Hassan Abouelrouss - "Ya negm, ya star"
"You're handsome, you're a legend, you don't even need a diet, keep up the good shape - you are a legendary dragon" - these lyrics are dedicated to Egyptian soccer hero Mo Salah. In the '90s style music video, Cairo-born Abouelrouss, more a comic than a singer, pays tribute to Egypt's king of hearts. An iconic music video paired with witty lyrics and a catchy beat makes for a fun watch; the video appeared out of nowhere just ahead of the Egyptian national team's second World Cup game against Russia last year. The hymn wasn't enough to make the team succeed but is still a must watch for everyone who cherishes Mo Salah (or will after watching this).
Narcy feat. Mashrou' Leila - "Time"
The music video of this collaboration between the Iraqi-Canadian rapper and our Lebanese all-time heroes from Mashrou' Leila is dedicated to the memory of Narcy's grandfather Jiddu Jamal Alsalman who passed away in Dubai in 2017. The tribute was directed by the hip hop artist himself and uses stunning views of nature that perfectly fit the calm and harmonic mood of the song. It was shot in Tripoli and Tannourine in Lebanon and even features a little sneak peak of Narcy's back then not released studio album SpaceTime.
Abyusif - "Azrael"
This video is just like the Egyptian rapper himself: always on the move. In what seems to be one shot, the camera keeps it focus on Abyusif throughout the video and follows him teleporting from place to place in an urban Egyptian environment. Is this a nod to his unpredictable personalities and several aliases? Shot by Egyptian video director and music producer Wael Alaa, the visualization is a clever compliment to the lyrical direction of the track that comes with a handful of word games. A big extra for everyone who is not fluent in Arabic: there are English subtitles included, so everyone can get a grasp of Abyusif's lyrical genius.
Yasmine Hamdan - "Café" (Acid Arab Remix)
The Acid Arab remix of Café was part of Hamdan's 2018 release of Al Jamilat Reprise, an album that came with remixes of songs of her previous album Al Jamilat from 2017. The video is a blast from the past, made from home videos: happy people dancing and making music in their homes with a major fashion throwback. Edited by Lebanese director Eli Jean Tahchi, screenwriter and experimental filmmaker, this video takes you on a journey into nostalgia.

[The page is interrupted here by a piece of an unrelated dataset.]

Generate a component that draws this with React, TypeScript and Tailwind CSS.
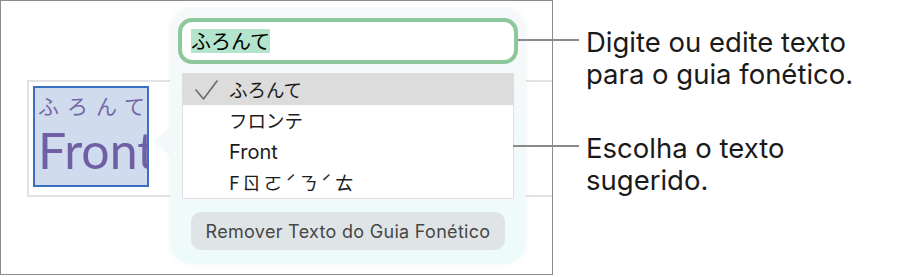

Mehdi Bahmad - "Rouge à Lèvres"
"Rouge à lèvres" is French for"lipstick", which is in fact the dominant symbol used in this music video by Mehdi Bahmad. The lipstick here displays a key symbol for gender role liberation, which the video seeks to empower. The Moroccan-Canadian singer, who also directed the video, refers here to a generation where gender fluidity becomes more and more common.
Zeyada - "Beit"
The music video for Beit is a state of being, taking you into a journey of an overwhelming sense of emptiness and dreaminess. The visual approach shows Egyptian singer Zeyada in an old empty mansion, with an unplugged rotary, the TV stuck on static and a nearly dead plant. It perfectly supports the artist's angelic voice that creates a calm, dreamy - if not creepy - feeling of nostalgia.
Hayajan - "Ehna Wahed"
The release of Ehna Wahed is dedicated to support Syrian refugees as part of Give, a UNHCR campaign that aims to help Syrian families which were impacted by the war. The touching music video takes place in a refugee camp. It revolves around mysterious golden hands that reach out of the dark spaces of the camp to provide the young refugees with everything from sweets, to orange juice to winter hats - sometimes a little can be a lot given the conditions of these camps. The thoughtful music definitely supports the emotional yet calm vibes of the music video and transfers the message that "we are one".
Marwan Pablo - "Folklor"
Folklor is the first music video of the Alexandrian rapper, which he published on his 23rd birthday. Produced by ElDob ElBared, the shot follows Marwan around in various settings. First he is in the parking lot of a shopping center, before you find him chilling in a living room that is decorated with a copy of Picasso's 'The Weeping Woman' next to a poster of Travis Scott, finally strolling in a neighborhood of faux-mud houses. The verses are about him being a trendsetter in the Egyptian rap scene.
Sevn Alias - "Mag Het" feat. Lekker Gaan feat. Josylvio
Music videos by Western artists shot in the Middle East is nothing new; just think of M.I.A.'s Bad Girls or French Montana's Famous that are both filmed in Morocco, the art project to Believer by Major Lazor that was filmed in Egypt, or the giant collaboration between Kanye West, Big Sean, Pusha T and 2 Chainz to Mercy, set in Qatar. This time it's Dutch rapper Sevn Alias, who was born to Surinamese/Antillean parents and raised amongst Dutch-Moroccan youth, who made a trip to the Middle East for his music video to Meg Het. Shot in the outskirts of Cairo and the 6th of October district, the video features extras ranging from a gang of old men in traditional jalabiyyas to a young crew of shirtless youth with gelled up hair and acid-wash skinny jeans.
Atef Malhas - "Afon Minnk Madam"
Indie-pop charm at its best. Afon Minnk Madam is a cute and fluffy song by the independent musician and songwriter Atef Malhas, from Amman. Comforting vocals mixed with ukulele-infused indie pop elements create a song that makes you feel warm inside, paired with a music video that is just as romantic and charming as the song itself. Directed by Zeina Darwarzeh, it stars Tunisian artists and Instagram star Amina Abdellatif as his significant other and follows the couple through a picturesque forest while an accordion player, a harmonica player and a drummer play the chorus.
GIZZMO - "Debug"
Slowly but surely the trio makes it way to recognition in the alternative Lebanese music scene. Debug is taken from the indie electronic band's debut EP System Failure. The music video reflects the artwork of the album, and the band describes: "Overall, the music video is about us trying to reach the different environment, the water, while we're stuck in a very concrete one. By the end of it, you can see us going through the environment and reaching the water and getting reunited with the potential (the girl). So it's the idea of us trying to reach the potential and free ourselves of the system." Deep.
Kahareb - "El Sauce"
The newly founded Egyptian collective Kahareb sees Youssef Atwan of Like Jelly re-enter the scene. The music video to El Sauce celebrates the arrival of Kahareb in style, with a simple but slick video, where the outfits and set are on point.